Paula Rosas | El Cairo www.abc.es 27/04/2008

Cuando Kathleen Martínez aparece en el vestíbulo del lujoso hotel donde se hospeda en El Cairo, cuesta imaginar que esta dominicana se pase cuatro meses al año embadurnada de polvo hasta las cejas, cavando y cepillando en tenebrosas tumbas a 35 metros de profundidad. Se acerca encaramada a unas vertiginosas sandalias de tacón y perfectamente maquillada, tan coqueta como la reina a la que estudia desde hace quince años, la legendaria Cleopatra VII. «Ella inventó el maquillaje», afirma, fascinada por la figura de la primera reina que ocupó el poder en Egipto sin renunciar por ello a sentirse femenina. «Antes ya había reinado Hatshepsut, ¡pero se tenía que vestir de hombre! Cleopatra reinó como mujer».

Kathleen Martínez busca desde hace cuatro años la tumba donde descansan la extraordinaria reina y muy probablemente su amante, el general romano Marco Antonio. Bajo sus órdenes y pagados de su propio bolsillo, un equipo de 30 personas remueve la tierra del templo de Tabusiris Magna, cerca de Alejandría, en busca de lo que sería el mayor hallazgo arqueológico desde que se descubrió la tumba de Tuntankamón.

«Tenemos grandes expectativas», adelanta la arqueóloga, que no puede desvelar demasiado, aunque la sonrisa ilusionada la delata. Una palabra de más que no haya sido aprobada por el todopoderoso Zahi Hawass, secretario general del Consejo Superior de Antigüedades de Egipto, podría ser fatal para su misión. Martínez sí puede hablar de algunos de los hallazgos que se han encontrado en el templo. Bustos y monedas con el rostro de la reina que han permanecido enterrados durante siglos, y que han desatado las esperanzas de los arqueólogos, conscientes al fin de que siguen una pista fiable.

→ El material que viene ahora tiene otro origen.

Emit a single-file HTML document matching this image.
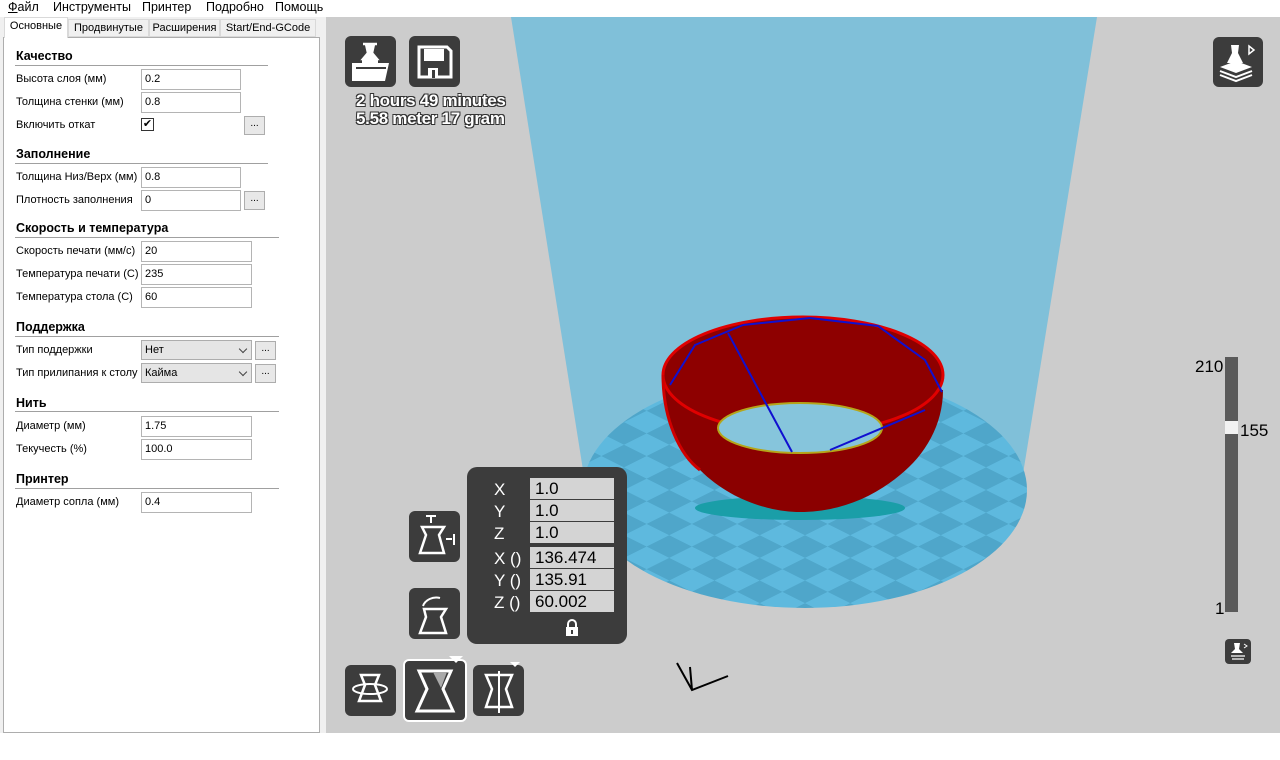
<!DOCTYPE html>
<html><head><meta charset="utf-8"><style>
*{margin:0;padding:0;box-sizing:border-box}
body{width:1280px;height:760px;background:#fff;font-family:"Liberation Sans","DejaVu Sans",sans-serif;position:relative;overflow:hidden;font-size:11px;color:#000}
.a{position:absolute}
.menu span{position:absolute;top:0;font-size:12.5px}
.tab{position:absolute;top:19px;height:18px;border:1px solid #d9d9d9;background:#f0f0f0;font-size:11px;line-height:16px;text-align:center}
.lbl{position:absolute;left:16px;font-size:11px}
.hd{position:absolute;left:16px;font-size:12.5px;font-weight:bold}
.ln{position:absolute;left:15px;height:1px;background:#a0a0a0}
.in{position:absolute;height:21px;border:1px solid #b4b4b4;background:#fff;font-size:11px;padding-left:3px;line-height:19px}
.bt{position:absolute;width:21px;height:19px;border:1px solid #adadad;background:#e8e8e8;font-size:10px;text-align:center;line-height:14px}
.sel{position:absolute;height:20px;border:1px solid #adadad;background:#e5e5e5;font-size:11px;padding-left:3px;line-height:18px}
.sel:after{content:"";position:absolute;right:5px;top:5px;width:5px;height:5px;border-right:1.5px solid #444;border-bottom:1.5px solid #444;transform:rotate(45deg)}
.ic{position:absolute;background:#3c3c3c;border-radius:6px}
.f{position:absolute;left:530px;width:84px;height:21px;background:#d4d4d4;font-size:17px;line-height:21px;padding-left:5px}
.fl{position:absolute;color:#fff;font-size:17px;left:494px}
.tt{position:absolute;color:#fff;font-size:17px;font-weight:bold;letter-spacing:-0.3px;text-shadow:-1px -1px 0 #333,1px -1px 0 #333,-1px 1px 0 #333,1px 1px 0 #333}
</style></head><body>
<div class="menu">
<span style="left:8px"><u>Ф</u>айл</span><span style="left:53px">Инструменты</span><span style="left:142px">Принтер</span><span style="left:206px">Подробно</span><span style="left:275px">Помощь</span>
</div>
<div class="a" style="left:0;top:17px;width:326px;height:716px;background:#f0f0f0"></div>
<div class="a" style="left:3px;top:37px;width:317px;height:696px;background:#fff;border:1px solid #adadad"></div>
<div class="tab" style="left:4px;top:17px;width:64px;height:21px;background:#fff;border-bottom:none">Основные</div>
<div class="tab" style="left:68px;width:81px">Продвинутые</div>
<div class="tab" style="left:149px;width:71px">Расширения</div>
<div class="tab" style="left:220px;width:96px">Start/End-GCode</div>

<div class="hd" style="top:49px">Качество</div><div class="ln" style="top:65px;width:253px"></div>
<div class="lbl" style="top:73px">Высота слоя (мм)</div><div class="in" style="left:141px;top:69px;width:100px">0.2</div>
<div class="lbl" style="top:96px">Толщина стенки (мм)</div><div class="in" style="left:141px;top:92px;width:100px">0.8</div>
<div class="lbl" style="top:119px">Включить откат</div>
<div class="a" style="left:141px;top:118px;width:13px;height:13px;border:1px solid #333;font-size:11px;line-height:11px;text-align:center">✔</div>
<div class="bt" style="left:244px;top:116px">...</div>

<div class="hd" style="top:147px">Заполнение</div><div class="ln" style="top:163px;width:253px"></div>
<div class="lbl" style="top:171px">Толщина Низ/Верх (мм)</div><div class="in" style="left:141px;top:167px;width:100px">0.8</div>
<div class="lbl" style="top:194px">Плотность заполнения</div><div class="in" style="left:141px;top:190px;width:100px">0</div>
<div class="bt" style="left:244px;top:191px">...</div>

<div class="hd" style="top:221px">Скорость и температура</div><div class="ln" style="top:237px;width:264px"></div>
<div class="lbl" style="top:245px">Скорость печати (мм/с)</div><div class="in" style="left:141px;top:241px;width:111px">20</div>
<div class="lbl" style="top:268px">Температура печати (С)</div><div class="in" style="left:141px;top:264px;width:111px">235</div>
<div class="lbl" style="top:291px">Температура стола (С)</div><div class="in" style="left:141px;top:287px;width:111px">60</div>

<div class="hd" style="top:320px">Поддержка</div><div class="ln" style="top:336px;width:264px"></div>
<div class="lbl" style="top:344px">Тип поддержки</div><div class="sel" style="left:141px;top:340px;width:111px">Нет</div><div class="bt" style="left:255px;top:341px">...</div>
<div class="lbl" style="top:367px">Тип прилипания к столу</div><div class="sel" style="left:141px;top:363px;width:111px">Кайма</div><div class="bt" style="left:255px;top:364px">...</div>

<div class="hd" style="top:396px">Нить</div><div class="ln" style="top:411px;width:264px"></div>
<div class="lbl" style="top:420px">Диаметр (мм)</div><div class="in" style="left:141px;top:416px;width:111px">1.75</div>
<div class="lbl" style="top:443px">Текучесть (%)</div><div class="in" style="left:141px;top:439px;width:111px">100.0</div>

<div class="hd" style="top:472px">Принтер</div><div class="ln" style="top:488px;width:264px"></div>
<div class="lbl" style="top:496px">Диаметр сопла (мм)</div><div class="in" style="left:141px;top:492px;width:111px">0.4</div>

<!-- viewport -->
<svg class="a" style="left:326px;top:17px" width="954" height="716" viewBox="326 17 954 716">
<defs>
<pattern id="ck" width="64" height="64" patternUnits="userSpaceOnUse" patternTransform="translate(805,490) scale(1,0.5) rotate(45)">
<rect width="64" height="64" fill="#5eb9de"/><rect width="32" height="32" fill="#4fa6ca"/><rect x="32" y="32" width="32" height="32" fill="#4fa6ca"/>
</pattern>
</defs>
<rect x="326" y="17" width="954" height="716" fill="#cccccc"/>
<path d="M511 17 L1097 17 L1022 480 L583 470 Z" fill="#80c0d9"/>
<ellipse cx="805" cy="490" rx="222" ry="118" fill="url(#ck)"/>
<!-- bowl -->
<ellipse cx="800" cy="508" rx="105" ry="12" fill="#1a9ea8"/>
<path d="M663 375 C663 420 680 455 700 470 C730 500 770 512 800 512 C835 512 870 500 900 475 C925 455 943 425 943 390 Z" fill="#8b0000"/>
<ellipse cx="803" cy="375" rx="140" ry="58" fill="#8e0000"/>
<ellipse cx="803" cy="375" rx="140" ry="58" fill="none" stroke="#e00000" stroke-width="3"/>
<path d="M663 375 C663 420 680 455 700 470" stroke="#d00000" stroke-width="3" fill="none"/>
<ellipse cx="800" cy="428" rx="82" ry="25" fill="#86c5dc" stroke="#b5a51a" stroke-width="2"/>
<path d="M743 325 L695 345 L670 385 M728 333 L792 452 M810 318 L878 326 L925 360 L942 392 M925 410 L830 450" stroke="#1010d0" stroke-width="2" fill="none"/>
<path d="M743 325 L810 318" stroke="#1010d0" stroke-width="2"/>
<!-- axes -->
<path d="M677 663 L692 690 L728 676 M692 690 L690 667" stroke="#000" stroke-width="2" fill="none"/>
<!-- slider -->
<rect x="1225" y="357" width="13" height="255" fill="#5a5a5a"/>
<rect x="1225" y="421" width="13" height="13" fill="#f2f2f2"/>
</svg>
<div class="a" style="left:1195px;top:357px;font-size:17px">210</div>
<div class="a" style="left:1240px;top:421px;font-size:17px">155</div>
<div class="a" style="left:1215px;top:599px;font-size:17px">1</div>
<div class="ic" style="left:1225px;top:639px;width:26px;height:25px;border-radius:4px"></div>
<svg class="a" style="left:1225px;top:639px" width="26" height="25"><path d="M9 4h6l-1 6 4 4H6l4-4z" fill="#fff"/><path d="M6 17h14M7 20h12" stroke="#fff" stroke-width="1.3"/><path d="M19 5l3 2-3 2" stroke="#fff" fill="none"/></svg>

<!-- top icons -->
<div class="ic" style="left:345px;top:36px;width:51px;height:51px"></div>
<svg class="a" style="left:345px;top:36px" width="51" height="51"><path d="M18 8h14M21 8l2 9-5 6h14l-5-6 2-9" stroke="#fff" stroke-width="2.5" fill="#fff"/><path d="M7 27h10v-3h16v3h11l-4 18H7z" fill="#fff"/><path d="M11 32h30" stroke="#3c3c3c" stroke-width="2"/></svg>
<div class="ic" style="left:409px;top:36px;width:51px;height:51px"></div>
<svg class="a" style="left:409px;top:36px" width="51" height="51"><path d="M10 11h28l4 4v26H10z" fill="none" stroke="#fff" stroke-width="3"/><path d="M15 13h20v12H15z" fill="#fff"/><rect x="19" y="32" width="10" height="10" fill="#fff"/><rect x="23" y="34" width="3" height="8" fill="#3c3c3c"/></svg>
<div class="tt" style="left:356px;top:91px">2 hours 49 minutes</div>
<div class="tt" style="left:356px;top:109px">5.58 meter 17 gram</div>

<div class="ic" style="left:1213px;top:37px;width:50px;height:50px"></div>
<svg class="a" style="left:1213px;top:37px" width="50" height="50"><path d="M15 8h12M18 8l1 8-5 10h16l-5-10 1-8z" fill="#fff"/><path d="M7 30l16-6 16 6-16 6z" fill="#fff"/><path d="M7 34l16 6 16-6M7 38l16 6 16-6" stroke="#fff" stroke-width="2" fill="none"/><path d="M36 9l5 4-5 4z" fill="none" stroke="#fff" stroke-width="1.5"/></svg>

<!-- info panel -->
<div class="ic" style="left:467px;top:467px;width:160px;height:177px;border-radius:10px"></div>
<div class="fl" style="top:480px">X</div><div class="f" style="top:478px">1.0</div>
<div class="fl" style="top:502px">Y</div><div class="f" style="top:500px">1.0</div>
<div class="fl" style="top:524px">Z</div><div class="f" style="top:522px">1.0</div>
<div class="fl" style="top:549px">X ()</div><div class="f" style="top:547px">136.474</div>
<div class="fl" style="top:571px">Y ()</div><div class="f" style="top:569px">135.91</div>
<div class="fl" style="top:593px">Z ()</div><div class="f" style="top:591px">60.002</div>
<svg class="a" style="left:564px;top:619px" width="16" height="18"><path d="M4 8V5a4 4 0 0 1 8 0v3" stroke="#fff" stroke-width="2" fill="none"/><rect x="2" y="8" width="12" height="9" fill="#fff"/><rect x="7" y="11" width="2" height="4" fill="#3c3c3c"/></svg>

<!-- left tool icons -->
<div class="ic" style="left:409px;top:511px;width:51px;height:51px"></div>
<svg class="a" style="left:409px;top:511px" width="51" height="51"><path d="M17 5h10M22 6v6" stroke="#fff" stroke-width="2"/><path d="M13 16h22l-5 8 5 18H11l6-18z" fill="none" stroke="#fff" stroke-width="2.5"/><path d="M37 28h6M45 23v11" stroke="#fff" stroke-width="2"/></svg>
<div class="ic" style="left:409px;top:588px;width:51px;height:51px"></div>
<svg class="a" style="left:409px;top:588px" width="51" height="51"><path d="M14 18c2-6 10-10 17-8" stroke="#fff" stroke-width="2" fill="none"/><path d="M15 21h22l-5 8 5 16H11l6-16z" fill="none" stroke="#fff" stroke-width="2.5"/></svg>

<!-- bottom icons -->
<div class="ic" style="left:345px;top:665px;width:51px;height:51px"></div>
<svg class="a" style="left:345px;top:665px" width="51" height="51"><path d="M16 10h18l-4 10 6 16H14l6-16z" fill="none" stroke="#fff" stroke-width="2.5"/><ellipse cx="25" cy="24" rx="17" ry="5" fill="none" stroke="#fff" stroke-width="2"/></svg>
<div class="ic" style="left:403px;top:659px;width:64px;height:63px;border:2px solid #fff"></div>
<svg class="a" style="left:403px;top:655px" width="64" height="67"><path d="M46 1h14l-7 7z" fill="#fff"/><path d="M16 16h32l-8 18 10 22H14l10-22z" fill="none" stroke="#fff" stroke-width="3"/><path d="M30 17l14 0-6 16z" fill="#aaa"/></svg>
<div class="ic" style="left:473px;top:665px;width:51px;height:51px"></div>
<svg class="a" style="left:473px;top:661px" width="51" height="55"><path d="M37 1h10l-5 5z" fill="#fff"/><path d="M13 14h26l-6 14 6 18H13l6-18z" fill="none" stroke="#fff" stroke-width="2.5"/><path d="M26 10v42" stroke="#fff" stroke-width="2"/></svg>
</body></html>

La egiptología dio durante mucho tiempo por sentado que su tumba yacía cerca del fastuoso palacio que la reina tuvo en Alejandría, sepultado ahora bajo las aguas debido a un terremoto. Pero Kathleen Martínez tenía otra teoría: Cleopatra tuvo que ser enterrada en un lugar apartado de Alejandría, para que su tumba y la de Marco Antonio no fueran profanadas y Octavio, su gran enemigo, no pudiera mostrar sus cuerpos como trofeos por las calles de Roma. «Señalé varios puntos posibles en un mapa de la antigua Alejandría y fui a convencer a Hawass», explica, consciente de que proceder de República Dominicana, un país sin tradición arqueológica, suponía una magra tarjeta de presentación. «Pero me escuchó». Cuatro años después, sueña con el día en que pueda verse cara a cara con la mítica reina, que, por cierto, «era muy guapa y tenía una nariz griega».